Despite a Minimum Market Access Quota (MMA), U.S. export of fresh oranges into Korea reached record levels in 2000/01. The $58 million in orange exports marked a 100-percent increase from last years export level. Fresh orange non-quota imports exceeded quota imports for the first time, and by a large margin. Three variables underpinned the markets demand for imported oranges: consumers positive perception of California oranges, ample supplies of reasonably-priced quality U.S. oranges, and higher-cost domestic produce. Korea is now the United States third-largest market for oranges. However, industry expectations of steep price increases for California citrus, specifically for oranges, are expected to dampen import demand the latter half of this year. Major competitors to U.S. orange exports include Australia, New Zealand, and South Africa.
U.S. exports of horticultural commodities into China reached record levels in 2000/01, totaling more than $143 million. This record level marked a 103-percent increase from 1999/2000. Other food preparation commodities, french fries, fresh oranges and grapes were the leading horticultural exports.

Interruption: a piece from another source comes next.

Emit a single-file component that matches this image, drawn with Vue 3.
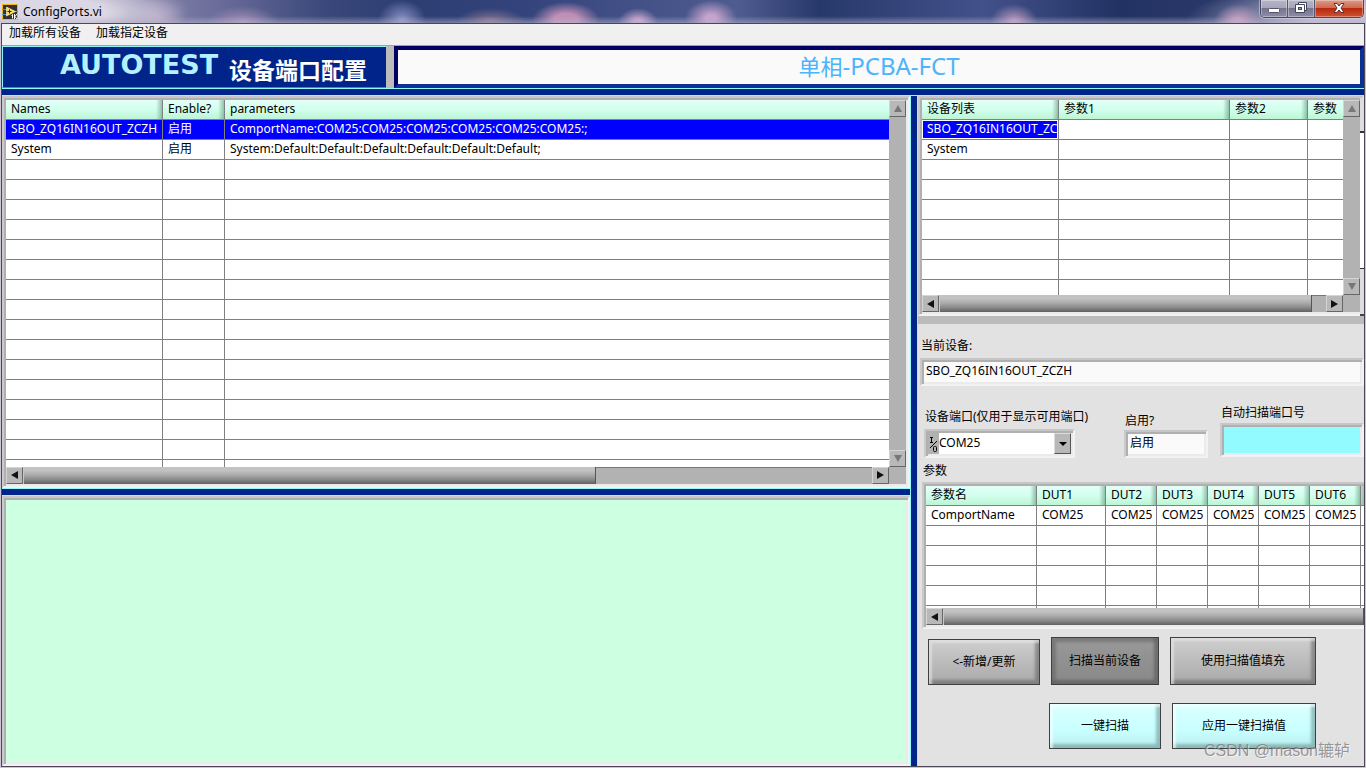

The Agreement on Agriculture signed in April 1999 and the Bilateral WTO Market Access Agreement of November 1999 are expected to continue lowering trade barriers in China. While the long-term implications remain to be seen, U.S. horticultural exports into China have been increasing. For the period June-May 2000/01, U.S. orange exports into China rose by more than 500 percent from the previous year to $14.5 million. French fries exports amounted to more than $17 million, while other food preparations topped the export market with $32 million in sales.
Rounding out the top 10 Asian horticultural export markets are the Philippines, Singapore, Malaysia, India, and Thailand. Combined U.S. horticultural exports to these five countries in 2000/01 totaled approximately $448 million, accounting for approximately13 percent of the Asian market.
Top Horticultural Exports
U.S. exports of french fries, fresh oranges, and fresh grapes continue to recover from the Asian financial crisis. During 2000/01, french fries exports totaled more than $288 million, a 20 percent increase from 1996/97 fresh orange exports grew by 27 percent, totaling more than $232 million; and fresh grapes grew by 25-percent, amounting to more than $158 million.